If a gaffe authorized a court to set aside the award, there would be little difference between arbitration and litigation other than the extra cost and delay of presenting the case to the arbitrator before taking it to court. That would turn arbitration on its head; the process is designed to achieve speed, lower cots, and expertise. That can be accomplished only if courts enforce intellectually honest arbitral decisions, even if the court thinks the arbitrator's decision is mistaken.

International Union of Operating Engineers, Local 139, AFL-CIO v. J.H. Findorff & Son, Inc., 393 F.3d 742, 745 (7th Cir. 2004). Thus, it is not the Court's job "to decide if an arbitrator erred in interpreting a labor contract, even if the error was significant. Instead, we will only determine if the arbitrator did indeed interpret the contract." CUNA Mutual Ins. Co. v. Office and Professional Employees Int'l Union, Local 39, 443 F.3d 556, 562 (7th Cir. 2006).

In an attempt to have the arbitration award vacated, Quigley makes two arguments. First, it contends that the Arbitrator went beyond the collective bargaining agreement and dispensed his own brand of industrial justice. Second, Quigley argues that the Arbitrator erred in refusing to admit certain evidence.

The Court rejects Quigley's first argument. A review of the Arbitrator's decision makes it clear that he interpreted the collective bargaining agreement (whether or not the Court agrees with the interpretation). The Arbitrator first looked to the relevant CBA language from Article I, which stated, "The parties will negotiate a Construction Agreement. Until such time the Company agrees to comply with any applicable prevailing wage laws of such sites." (Arbitration Award at 14). The Arbitrator noted that the parties agreed that they had not entered a Construction Agreement such that the issue became determining whether Quigley complied "with any applicable prevailing wage laws." The Arbitrator went on to note that the collective bargaining agreement had not defined applicable "prevailing wage laws" and that he had to determine what the those words meant. To do so, the Arbitrator looked to the statute that sets out the federal prevailing wage rate (presumably to determine whether or not it was an "applicable" prevailing wage rate) and concluded (based on the terms of the statute) that the federal prevailing wage rate did not, by its terms, apply. (The Court is not sure how else one determines whether a prevailing wage rate law is applicable other than by reading said law.) Finally, he concluded that the Cook County prevailing wage rate was the only one that could apply. Whether the Court would have followed the same analysis or reached the same conclusion is not the issue. The issue is whether the Arbitrator interpreted the collective bargaining agreement. The Court concludes that, as a matter of law, the undisputed facts in the pleadings show the Arbitrator interpreted the CBA.

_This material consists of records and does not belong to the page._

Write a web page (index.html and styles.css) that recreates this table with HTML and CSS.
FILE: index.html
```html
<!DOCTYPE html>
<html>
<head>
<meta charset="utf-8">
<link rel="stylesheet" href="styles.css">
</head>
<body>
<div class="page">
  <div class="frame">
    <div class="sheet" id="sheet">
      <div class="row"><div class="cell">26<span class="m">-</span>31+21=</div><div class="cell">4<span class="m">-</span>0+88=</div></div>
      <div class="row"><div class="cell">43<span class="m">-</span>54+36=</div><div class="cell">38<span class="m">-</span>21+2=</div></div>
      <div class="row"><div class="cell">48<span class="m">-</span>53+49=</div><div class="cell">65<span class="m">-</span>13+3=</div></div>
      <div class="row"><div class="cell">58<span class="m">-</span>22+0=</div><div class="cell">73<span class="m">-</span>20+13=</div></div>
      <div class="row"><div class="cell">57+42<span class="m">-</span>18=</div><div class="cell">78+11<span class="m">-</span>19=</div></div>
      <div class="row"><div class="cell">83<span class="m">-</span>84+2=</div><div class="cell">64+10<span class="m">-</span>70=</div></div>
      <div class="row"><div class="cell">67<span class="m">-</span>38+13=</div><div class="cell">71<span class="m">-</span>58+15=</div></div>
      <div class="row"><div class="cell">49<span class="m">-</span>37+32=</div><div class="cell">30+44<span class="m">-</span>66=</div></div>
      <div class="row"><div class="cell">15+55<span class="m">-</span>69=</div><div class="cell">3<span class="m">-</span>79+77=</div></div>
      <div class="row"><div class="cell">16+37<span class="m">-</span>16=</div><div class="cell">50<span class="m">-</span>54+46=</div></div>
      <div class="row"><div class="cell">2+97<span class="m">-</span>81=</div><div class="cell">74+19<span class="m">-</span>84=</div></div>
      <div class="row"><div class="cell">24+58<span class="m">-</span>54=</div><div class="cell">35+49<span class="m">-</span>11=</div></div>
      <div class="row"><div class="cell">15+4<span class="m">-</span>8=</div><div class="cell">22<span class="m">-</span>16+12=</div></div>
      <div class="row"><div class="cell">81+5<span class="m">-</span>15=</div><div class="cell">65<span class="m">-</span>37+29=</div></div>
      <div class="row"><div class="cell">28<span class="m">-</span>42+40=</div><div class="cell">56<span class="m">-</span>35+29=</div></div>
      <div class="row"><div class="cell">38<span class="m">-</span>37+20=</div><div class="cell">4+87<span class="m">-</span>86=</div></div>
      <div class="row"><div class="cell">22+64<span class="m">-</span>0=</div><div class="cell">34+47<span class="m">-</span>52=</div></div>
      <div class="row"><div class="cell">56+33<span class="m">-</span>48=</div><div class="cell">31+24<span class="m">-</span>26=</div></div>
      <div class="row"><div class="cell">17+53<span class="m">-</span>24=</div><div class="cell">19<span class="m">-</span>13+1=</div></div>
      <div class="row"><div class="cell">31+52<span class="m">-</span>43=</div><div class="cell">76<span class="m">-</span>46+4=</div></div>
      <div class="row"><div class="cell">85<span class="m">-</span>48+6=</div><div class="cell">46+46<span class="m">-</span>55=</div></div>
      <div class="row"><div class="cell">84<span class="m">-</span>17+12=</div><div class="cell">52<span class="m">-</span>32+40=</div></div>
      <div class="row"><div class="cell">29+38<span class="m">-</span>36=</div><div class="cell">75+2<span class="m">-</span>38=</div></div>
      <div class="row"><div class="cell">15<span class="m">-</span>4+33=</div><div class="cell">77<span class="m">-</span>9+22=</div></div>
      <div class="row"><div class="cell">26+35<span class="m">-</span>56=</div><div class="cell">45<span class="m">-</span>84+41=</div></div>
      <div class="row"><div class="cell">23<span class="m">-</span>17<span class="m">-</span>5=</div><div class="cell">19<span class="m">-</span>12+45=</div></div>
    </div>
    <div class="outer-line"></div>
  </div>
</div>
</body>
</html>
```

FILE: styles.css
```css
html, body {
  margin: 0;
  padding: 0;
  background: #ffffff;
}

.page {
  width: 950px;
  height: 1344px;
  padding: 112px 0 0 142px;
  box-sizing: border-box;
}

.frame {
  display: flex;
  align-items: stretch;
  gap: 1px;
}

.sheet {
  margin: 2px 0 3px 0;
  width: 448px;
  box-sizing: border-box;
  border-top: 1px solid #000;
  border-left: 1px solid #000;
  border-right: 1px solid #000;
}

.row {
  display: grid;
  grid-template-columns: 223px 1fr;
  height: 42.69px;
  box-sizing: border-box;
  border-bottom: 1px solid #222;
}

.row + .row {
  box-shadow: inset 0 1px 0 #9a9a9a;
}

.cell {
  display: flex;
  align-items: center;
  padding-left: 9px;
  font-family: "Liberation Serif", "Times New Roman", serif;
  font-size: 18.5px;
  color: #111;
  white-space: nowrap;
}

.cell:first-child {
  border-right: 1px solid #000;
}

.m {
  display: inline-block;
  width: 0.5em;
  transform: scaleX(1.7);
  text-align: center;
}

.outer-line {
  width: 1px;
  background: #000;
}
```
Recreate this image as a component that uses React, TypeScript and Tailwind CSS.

Next, Quigley argues that the Arbitrator erred in not admitting into evidence a letter Quigley attempted to admit. Specifically, Quigley attempted to admit a letter it had received from the contractor, which letter stated, among other things, that the project was "a Federal Prevailing wage project" and that "[a]ll subcontractors and even Berglund's self performed [sic] employees are currently following the Federal Standards." It is unclear why the Arbitrator excluded the letter. Under the Federal Arbitration Act, an award can be vacated if the arbitrator is "guilty of misconduct . . . in refusing to hear evidence pertinent and material to the controversy." 9 U.S.C. § 10(a)(3).*fn2 Not every failure to receive evidence, however, constitutes misconduct. Flender Corp. v. Techna-Quip Co., 953 F.2d 273, 280 (7th Cir. 1992). Rather, an arbitration award is vacated only if the arbitrator's evidentiary decisions prevent a party from receiving a fair hearing. Id. at 281. In this case, Quigley has not put forth evidence that the evidentiary ruling was misconduct or prevented Quigley from having a fair hearing. Quigley did not even put forth evidence as to the reason the Arbitrator gave for not admitting the letter into evidence. The fact that the letter is inadmissible hearsay under Federal Rules of Evidence 801 and 802 is enough to convince the Court that the Arbitrator's evidentiary ruling was not misconduct and did not subject Quigley to an unfair hearing.

Quigley is not entitled to summary judgment because he has failed to show that the award should be vacated as a matter of law. Accordingly, the Court denies Quigley's motion for summary judgment.

The Court next considers the Union's motion for judgment on the pleadings. The undisputed evidence in the pleadings shows that the Union is entitled to judgment as a matter of law. Because, as the Court explained above, the Arbitrator interpreted the contract and did not dispense his own brand of industrial justice, the Court is not at liberty to vacate the award. Accordingly, the Court grants the Union's motion for judgment on the pleadings and confirms the award.

IV.Conclusion

For the reasons set forth above, the Court denies plaintiff the Lee Quigley Company, Inc.'s motion for summary judgment. The Court grants defendant Metal Polishers Union, Local 8A-28A's motion for judgment on the pleadings and confirms the arbitration award.